**Source excerpt:**
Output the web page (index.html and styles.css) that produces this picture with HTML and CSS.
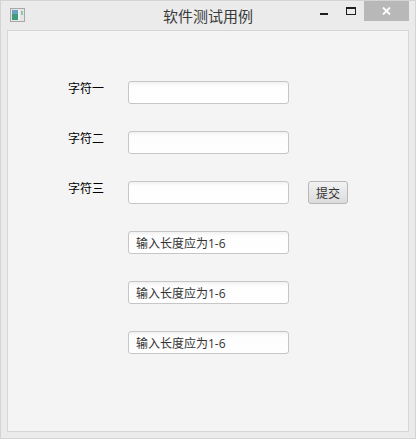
FILE: index.html
```html
<!DOCTYPE html>
<html lang="zh-CN">
<head>
<meta charset="utf-8">
<title>软件测试用例</title>
<link rel="stylesheet" href="styles.css">
</head>
<body>
<div class="window">
  <header class="titlebar">
    <svg class="app-icon" width="15" height="14" viewBox="0 0 15 14">
      <rect x="0.5" y="0.5" width="14" height="13" fill="#e4e6e6" stroke="#a8a8a8"/>
      <rect x="2" y="2" width="6" height="10" fill="#3f9a80"/>
      <rect x="2" y="2" width="6" height="4" fill="#6f9fc0"/>
      <rect x="8" y="2" width="2" height="10" fill="#f2f2f2"/>
      <rect x="11" y="3" width="2" height="4" fill="#8fc4b8"/>
    </svg>
    <h1 class="title">软件测试用例</h1>
    <div class="controls">
      <span class="ctl ctl-min"><i class="min-glyph"></i></span>
      <span class="ctl ctl-max"><i class="max-glyph"></i></span>
      <span class="ctl ctl-close">
        <svg width="9" height="8" viewBox="0 0 9 8"><path d="M1 0.5 L8 7.5 M8 0.5 L1 7.5" stroke="#fff" stroke-width="1.8" fill="none"/></svg>
      </span>
    </div>
  </header>
  <main class="content">
    <form class="form">
      <label class="label">字符一</label>
      <input class="field" type="text">
      <span></span>
      <label class="label">字符二</label>
      <input class="field" type="text">
      <span></span>
      <label class="label">字符三</label>
      <input class="field" type="text">
      <button class="submit" type="button">提交</button>
      <span></span>
      <input class="field result" type="text" value="输入长度应为1-6">
      <span></span>
      <span></span>
      <input class="field result" type="text" value="输入长度应为1-6">
      <span></span>
      <span></span>
      <input class="field result" type="text" value="输入长度应为1-6">
      <span></span>
    </form>
  </main>
</div>
</body>
</html>
```
FILE: styles.css
```css
* { box-sizing: border-box; }
html, body { margin: 0; padding: 0; }
body {
  width: 416px;
  height: 439px;
  overflow: hidden;
  background: #ebebeb;
  font-family: "Open Sans", "Noto Sans CJK SC", sans-serif;
}
.window {
  width: 416px;
  height: 439px;
  display: flex;
  flex-direction: column;
  background: #ebebeb;
  border: 1px solid #d4d4d4;
  padding: 0 6px 6px 6px;
}
.titlebar {
  height: 29px;
  flex: none;
  position: relative;
  display: flex;
  align-items: flex-start;
  justify-content: center;
}
.app-icon {
  position: absolute;
  left: 3px;
  top: 7px;
}
.title {
  margin: 5px 0 0;
  font-size: 15px;
  line-height: 20px;
  font-weight: 400;
  color: #3a3a3a;
}
.controls {
  position: absolute;
  right: 0;
  top: 0;
  display: flex;
  height: 20px;
}
.ctl {
  display: flex;
  align-items: center;
  justify-content: center;
}
.ctl-min { width: 28px; }
.ctl-max { width: 26px; }
.ctl-close { width: 45px; background: #b8b8b8; }
.min-glyph {
  display: block;
  width: 8px;
  height: 2px;
  background: #1f1f1f;
  position: relative;
  top: 3px;
}
.max-glyph {
  display: block;
  width: 10px;
  height: 8px;
  border: 1px solid #1f1f1f;
  border-top-width: 2px;
}
.content {
  flex: 1;
  background: #f4f4f4;
  border: 1px solid #d6d6d6;
  padding: 50px 0 0 60px;
}
.form {
  display: grid;
  grid-template-columns: 60px 161px 59px;
  grid-auto-rows: 23px;
  row-gap: 27px;
  align-items: start;
}
.label {
  font-size: 12px;
  line-height: 16px;
  color: #000;
}
.field {
  width: 161px;
  height: 23px;
  margin: 0;
  padding: 0 7px;
  border: 1px solid #c6c6c6;
  border-radius: 3px;
  background: linear-gradient(#f1f1f1 0, #fdfdfd 4px, #fff 100%);
  font-family: "Open Sans", "Noto Sans CJK SC", sans-serif;
  font-size: 12px;
  color: #333;
  outline: none;
}
.submit {
  justify-self: end;
  width: 40px;
  height: 23px;
  margin: 0;
  padding: 0;
  border: 1px solid #b8b8b8;
  border-radius: 3px;
  background: linear-gradient(#f2f2f2, #dcdcdc);
  font-family: "Open Sans", "Noto Sans CJK SC", sans-serif;
  font-size: 12px;
  color: #333;
}
```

**Brief:** In this exercise, set down all of the data exactly, without the pictures.

**Reply:**
Output the web page (index.html and styles.css) that produces this picture with HTML and CSS.
FILE: index.html
```html
<!DOCTYPE html>
<html lang="zh-CN">
<head>
<meta charset="utf-8">
<title>软件测试用例</title>
<link rel="stylesheet" href="styles.css">
</head>
<body>
<div class="window">
  <header class="titlebar">
    <svg class="app-icon" width="15" height="14" viewBox="0 0 15 14">
      <rect x="0.5" y="0.5" width="14" height="13" fill="#e4e6e6" stroke="#a8a8a8"/>
      <rect x="2" y="2" width="6" height="10" fill="#3f9a80"/>
      <rect x="2" y="2" width="6" height="4" fill="#6f9fc0"/>
      <rect x="8" y="2" width="2" height="10" fill="#f2f2f2"/>
      <rect x="11" y="3" width="2" height="4" fill="#8fc4b8"/>
    </svg>
    <h1 class="title">软件测试用例</h1>
    <div class="controls">
      <span class="ctl ctl-min"><i class="min-glyph"></i></span>
      <span class="ctl ctl-max"><i class="max-glyph"></i></span>
      <span class="ctl ctl-close">
        <svg width="9" height="8" viewBox="0 0 9 8"><path d="M1 0.5 L8 7.5 M8 0.5 L1 7.5" stroke="#fff" stroke-width="1.8" fill="none"/></svg>
      </span>
    </div>
  </header>
  <main class="content">
    <form class="form">
      <label class="label">字符一</label>
      <input class="field" type="text">
      <span></span>
      <label class="label">字符二</label>
      <input class="field" type="text">
      <span></span>
      <label class="label">字符三</label>
      <input class="field" type="text">
      <button class="submit" type="button">提交</button>
      <span></span>
      <input class="field result" type="text" value="输入长度应为1-6">
      <span></span>
      <span></span>
      <input class="field result" type="text" value="输入长度应为1-6">
      <span></span>
      <span></span>
      <input class="field result" type="text" value="输入长度应为1-6">
      <span></span>
    </form>
  </main>
</div>
</body>
</html>
```
FILE: styles.css
```css
* { box-sizing: border-box; }
html, body { margin: 0; padding: 0; }
body {
  width: 416px;
  height: 439px;
  overflow: hidden;
  background: #ebebeb;
  font-family: "Open Sans", "Noto Sans CJK SC", sans-serif;
}
.window {
  width: 416px;
  height: 439px;
  display: flex;
  flex-direction: column;
  background: #ebebeb;
  border: 1px solid #d4d4d4;
  padding: 0 6px 6px 6px;
}
.titlebar {
  height: 29px;
  flex: none;
  position: relative;
  display: flex;
  align-items: flex-start;
  justify-content: center;
}
.app-icon {
  position: absolute;
  left: 3px;
  top: 7px;
}
.title {
  margin: 5px 0 0;
  font-size: 15px;
  line-height: 20px;
  font-weight: 400;
  color: #3a3a3a;
}
.controls {
  position: absolute;
  right: 0;
  top: 0;
  display: flex;
  height: 20px;
}
.ctl {
  display: flex;
  align-items: center;
  justify-content: center;
}
.ctl-min { width: 28px; }
.ctl-max { width: 26px; }
.ctl-close { width: 45px; background: #b8b8b8; }
.min-glyph {
  display: block;
  width: 8px;
  height: 2px;
  background: #1f1f1f;
  position: relative;
  top: 3px;
}
.max-glyph {
  display: block;
  width: 10px;
  height: 8px;
  border: 1px solid #1f1f1f;
  border-top-width: 2px;
}
.content {
  flex: 1;
  background: #f4f4f4;
  border: 1px solid #d6d6d6;
  padding: 50px 0 0 60px;
}
.form {
  display: grid;
  grid-template-columns: 60px 161px 59px;
  grid-auto-rows: 23px;
  row-gap: 27px;
  align-items: start;
}
.label {
  font-size: 12px;
  line-height: 16px;
  color: #000;
}
.field {
  width: 161px;
  height: 23px;
  margin: 0;
  padding: 0 7px;
  border: 1px solid #c6c6c6;
  border-radius: 3px;
  background: linear-gradient(#f1f1f1 0, #fdfdfd 4px, #fff 100%);
  font-family: "Open Sans", "Noto Sans CJK SC", sans-serif;
  font-size: 12px;
  color: #333;
  outline: none;
}
.submit {
  justify-self: end;
  width: 40px;
  height: 23px;
  margin: 0;
  padding: 0;
  border: 1px solid #b8b8b8;
  border-radius: 3px;
  background: linear-gradient(#f2f2f2, #dcdcdc);
  font-family: "Open Sans", "Noto Sans CJK SC", sans-serif;
  font-size: 12px;
  color: #333;
}
```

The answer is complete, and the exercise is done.